# Brief
Omit the images, then output each of the records below exactly.

# Entries provided
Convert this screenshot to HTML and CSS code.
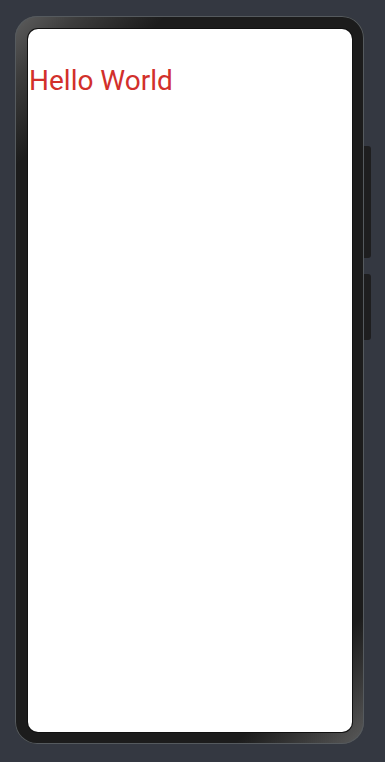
FILE: index.html
```html
<!DOCTYPE html>
<html lang="en">
<head>
<meta charset="utf-8">
<title>Hello World</title>
<link rel="stylesheet" href="styles.css">
</head>
<body>
<div class="stage">
  <div class="phone">
    <span class="btn btn-vol"></span>
    <span class="btn btn-power"></span>
    <div class="screen">
      <p class="hello">Hello World</p>
    </div>
  </div>
</div>
</body>
</html>
```

FILE: styles.css
```css
html, body {
  margin: 0;
  padding: 0;
  background: #343841;
  width: 385px;
  height: 762px;
  overflow: hidden;
}
.stage {
  padding: 16px 0 0 15px;
}
.phone {
  position: relative;
  box-sizing: border-box;
  width: 349px;
  height: 728px;
  padding: 13px 12px 12px 13px;
  border-radius: 22px;
  background:
    linear-gradient(135deg, #5e5e5e 0%, #3c3c3c 6%, #1c1c1c 14%, #1c1c1c 88%, #3a3a3a 94%, #5a5a5a 100%);
  box-shadow: inset 0 0 0 1px #555a5e;
}
.btn {
  position: absolute;
  right: -7px;
  width: 7px;
  background: #1e1e1f;
  border-radius: 0 3px 3px 0;
}
.btn-vol {
  top: 130px;
  height: 112px;
}
.btn-power {
  top: 258px;
  height: 66px;
}
.screen {
  box-sizing: border-box;
  width: 324px;
  height: 703px;
  background: #ffffff;
  border-radius: 10px;
  box-shadow: 0 0 0 1px #111;
  overflow: hidden;
  padding-top: 35px;
}
.hello {
  margin: 0;
  padding-left: 1px;
  font-family: Roboto, "Noto Sans", sans-serif;
  font-size: 28px;
  line-height: 33px;
  color: #d2302b;
}
```
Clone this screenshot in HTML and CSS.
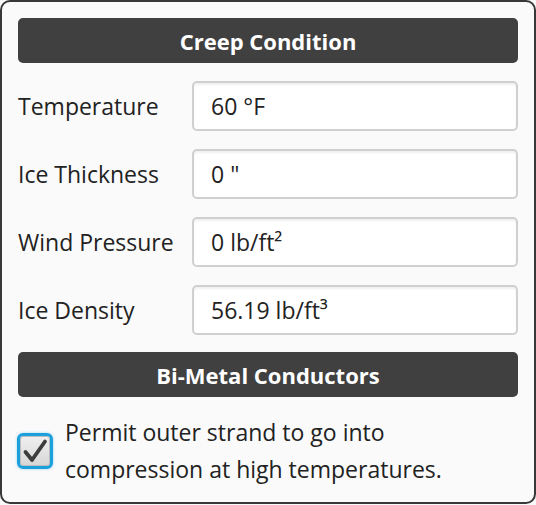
FILE: index.html
```html
<!DOCTYPE html>
<html lang="en">
<head>
  <meta charset="UTF-8" />
  <title>Creep Condition</title>
  <link rel="stylesheet" href="styles.css">
</head>
<body>
  <div class="panel">
    <div class="section-title">Creep Condition</div>
    <div class="fields">
      <label class="field-label">Temperature</label>
      <div class="field-box">60 °F</div>
      <label class="field-label">Ice Thickness</label>
      <div class="field-box">0 "</div>
      <label class="field-label">Wind Pressure</label>
      <div class="field-box">0 lb/ft²</div>
      <label class="field-label">Ice Density</label>
      <div class="field-box">56.19 lb/ft³</div>
    </div>
    <div class="section-title">Bi-Metal Conductors</div>
    <div class="check-row">
      <span class="checkbox">
        <svg width="26" height="26" viewBox="0 0 26 26">
          <path d="M3.5 14 L10 22 L23 3.5" fill="none" stroke="#3c3c3c" stroke-width="3.8" stroke-linejoin="round" stroke-linecap="round"/>
        </svg>
      </span>
      <span class="check-text">Permit outer strand to go into compression at high temperatures.</span>
    </div>
  </div>
</body>
</html>
```

FILE: styles.css
```css
html, body {
  margin: 0;
  background: #f9f9f9;
}

body {
  font-family: "Open Sans", "Noto Sans", sans-serif;
  color: #222;
}

.panel {
  box-sizing: border-box;
  width: 536px;
  height: 504px;
  border: 2px solid #383838;
  border-radius: 10px;
  background: #fafafa;
  padding: 16px;
}

.section-title {
  height: 45px;
  background: #404040;
  border-radius: 5px;
  color: #fff;
  font-weight: bold;
  font-size: 22px;
  display: flex;
  align-items: center;
  justify-content: center;
}

.fields {
  display: grid;
  grid-template-columns: 174px 1fr;
  grid-auto-rows: 50px;
  row-gap: 18px;
  margin: 18px 0 17px;
}

.field-label {
  display: flex;
  align-items: center;
  font-size: 23px;
}

.field-box {
  box-sizing: border-box;
  background: #fff;
  border: 2px solid #d0d0d0;
  border-radius: 5px;
  box-shadow: inset 0 2px 2px rgba(0, 0, 0, 0.06);
  display: flex;
  align-items: center;
  padding-left: 17px;
  font-size: 23px;
}

.check-row {
  display: flex;
  align-items: center;
  gap: 12px;
  margin-top: 17px;
}

.checkbox {
  box-sizing: border-box;
  width: 36px;
  height: 36px;
  flex: none;
  border: 3px solid #1aa0dc;
  border-radius: 6px;
  box-shadow: 0 0 3px rgba(26, 160, 220, 0.4), inset 0 0 0 1px #bdbdbd;
  background: linear-gradient(#f0f0f0, #d6d6d6);
  display: flex;
  align-items: center;
  justify-content: center;
  margin-left: -1px;
}

.checkbox svg {
  display: block;
}

.check-text {
  font-size: 23px;
  line-height: 37px;
  width: 420px;
}
```
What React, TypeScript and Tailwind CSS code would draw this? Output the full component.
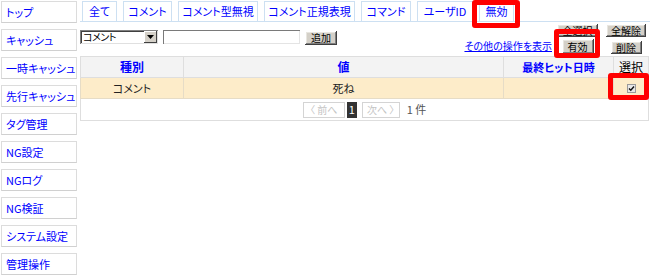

# Task output
Convert this screenshot to HTML and CSS code.
FILE: index.html
```html
<!DOCTYPE html>
<html lang="en">
<head>
<meta charset="utf-8">
<title>Hello World</title>
<link rel="stylesheet" href="styles.css">
</head>
<body>
<div class="stage">
  <div class="phone">
    <span class="btn btn-vol"></span>
    <span class="btn btn-power"></span>
    <div class="screen">
      <p class="hello">Hello World</p>
    </div>
  </div>
</div>
</body>
</html>
```

FILE: styles.css
```css
html, body {
  margin: 0;
  padding: 0;
  background: #343841;
  width: 385px;
  height: 762px;
  overflow: hidden;
}
.stage {
  padding: 16px 0 0 15px;
}
.phone {
  position: relative;
  box-sizing: border-box;
  width: 349px;
  height: 728px;
  padding: 13px 12px 12px 13px;
  border-radius: 22px;
  background:
    linear-gradient(135deg, #5e5e5e 0%, #3c3c3c 6%, #1c1c1c 14%, #1c1c1c 88%, #3a3a3a 94%, #5a5a5a 100%);
  box-shadow: inset 0 0 0 1px #555a5e;
}
.btn {
  position: absolute;
  right: -7px;
  width: 7px;
  background: #1e1e1f;
  border-radius: 0 3px 3px 0;
}
.btn-vol {
  top: 130px;
  height: 112px;
}
.btn-power {
  top: 258px;
  height: 66px;
}
.screen {
  box-sizing: border-box;
  width: 324px;
  height: 703px;
  background: #ffffff;
  border-radius: 10px;
  box-shadow: 0 0 0 1px #111;
  overflow: hidden;
  padding-top: 35px;
}
.hello {
  margin: 0;
  padding-left: 1px;
  font-family: Roboto, "Noto Sans", sans-serif;
  font-size: 28px;
  line-height: 33px;
  color: #d2302b;
}
```
Clone this screenshot in HTML and CSS.
FILE: index.html
```html
<!DOCTYPE html>
<html lang="en">
<head>
  <meta charset="UTF-8" />
  <title>Creep Condition</title>
  <link rel="stylesheet" href="styles.css">
</head>
<body>
  <div class="panel">
    <div class="section-title">Creep Condition</div>
    <div class="fields">
      <label class="field-label">Temperature</label>
      <div class="field-box">60 °F</div>
      <label class="field-label">Ice Thickness</label>
      <div class="field-box">0 "</div>
      <label class="field-label">Wind Pressure</label>
      <div class="field-box">0 lb/ft²</div>
      <label class="field-label">Ice Density</label>
      <div class="field-box">56.19 lb/ft³</div>
    </div>
    <div class="section-title">Bi-Metal Conductors</div>
    <div class="check-row">
      <span class="checkbox">
        <svg width="26" height="26" viewBox="0 0 26 26">
          <path d="M3.5 14 L10 22 L23 3.5" fill="none" stroke="#3c3c3c" stroke-width="3.8" stroke-linejoin="round" stroke-linecap="round"/>
        </svg>
      </span>
      <span class="check-text">Permit outer strand to go into compression at high temperatures.</span>
    </div>
  </div>
</body>
</html>
```

FILE: styles.css
```css
html, body {
  margin: 0;
  background: #f9f9f9;
}

body {
  font-family: "Open Sans", "Noto Sans", sans-serif;
  color: #222;
}

.panel {
  box-sizing: border-box;
  width: 536px;
  height: 504px;
  border: 2px solid #383838;
  border-radius: 10px;
  background: #fafafa;
  padding: 16px;
}

.section-title {
  height: 45px;
  background: #404040;
  border-radius: 5px;
  color: #fff;
  font-weight: bold;
  font-size: 22px;
  display: flex;
  align-items: center;
  justify-content: center;
}

.fields {
  display: grid;
  grid-template-columns: 174px 1fr;
  grid-auto-rows: 50px;
  row-gap: 18px;
  margin: 18px 0 17px;
}

.field-label {
  display: flex;
  align-items: center;
  font-size: 23px;
}

.field-box {
  box-sizing: border-box;
  background: #fff;
  border: 2px solid #d0d0d0;
  border-radius: 5px;
  box-shadow: inset 0 2px 2px rgba(0, 0, 0, 0.06);
  display: flex;
  align-items: center;
  padding-left: 17px;
  font-size: 23px;
}

.check-row {
  display: flex;
  align-items: center;
  gap: 12px;
  margin-top: 17px;
}

.checkbox {
  box-sizing: border-box;
  width: 36px;
  height: 36px;
  flex: none;
  border: 3px solid #1aa0dc;
  border-radius: 6px;
  box-shadow: 0 0 3px rgba(26, 160, 220, 0.4), inset 0 0 0 1px #bdbdbd;
  background: linear-gradient(#f0f0f0, #d6d6d6);
  display: flex;
  align-items: center;
  justify-content: center;
  margin-left: -1px;
}

.checkbox svg {
  display: block;
}

.check-text {
  font-size: 23px;
  line-height: 37px;
  width: 420px;
}
```
What React, TypeScript and Tailwind CSS code would draw this? Output the full component.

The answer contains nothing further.